After days of trying to arrange another catch up with Alex the Architect, both of our schedules were making it impossible. This led him to accuse me of “playing hard to get”, and this led me to lose interest… fast.
Apparently having a busy life of your own makes you a player… I didn’t realise I had to drop everything and sit beside my phone every night, hoping for him to make the time to call me. This guy, I was convinced, was a total douche.
Since the initial excitement of the potential romance with him was well and truly dead, I told him we should probably stop wasting eachother’s time.
He quickly back-tracked and referred to this all as a “misunderstanding”, suggesting an impromptu catch up after work.
“I didn’t mean to offend you – I’ve been messing you around”, he tells me “I want to make it up to you”.
I shrugged and obliged, after all I would have to make absolutely no effort – completely unprepared, I was not dressed up nor made up, neither excited nor nervous.
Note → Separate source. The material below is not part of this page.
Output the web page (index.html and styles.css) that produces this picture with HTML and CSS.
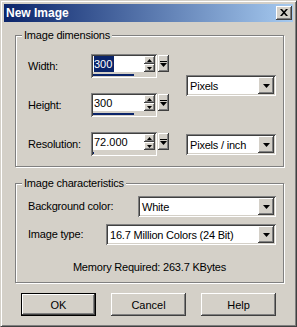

I went along in hope of a free feed.
I met him down the road from work, where he was waiting for me. He kissed me on the cheek hello and asked me where I wanted to go.
I could feel his chest hovering, he was making a point to be physically closer to me than during any of our other catch ups.
This amused me more than anything, this and the strange unplanned effort he was making.
I realized that I genuinely was not interested anymore. The physical attraction had gone.
We went for dinner at a nearby restaurant, and he was quick to pay for dinner and drinks before I knew what was going on. Though he still seemed as unexcited as ever, this I was to learn, was his unexcitable demeanor.
I entertained myself by teasing him whilst he seemed to try to make the moment romantic. I have always cringed at romance.
Then he made his move, gently touching my back and moving closer to me on the couch.
“Well look at you”, I laughed.
He smiled, ignoring my teasing, and kissed me.
Then something strange happened.
A huge sense of relief came over me.
Kissing has always been a bit of a chore for me with a new kissing partner, though amazingly there was nothing chore-like when we first kissed.
Alex later told me how much he enjoyed kissing me. I rolled my eyes – usually this shit doesn’t work on me – but for some reason I believed him because I was thinking the same thing.
He then cut the kissing short and stood up, abruptly announcing that it was time to leave the restaurant. I laughed, thinking this whole thing a hilarious game, still believing I was dictating the game from my side of the court.
Alex then drove me home and kissed me passionately in his car. It was all a bit of shock that he seemed so attracted to me after our first encounter when he gave me nothing at all.
And so I returned the favour and cut the kissing off abruptly, announcing I had an early start the next day and left him sitting alone in his car.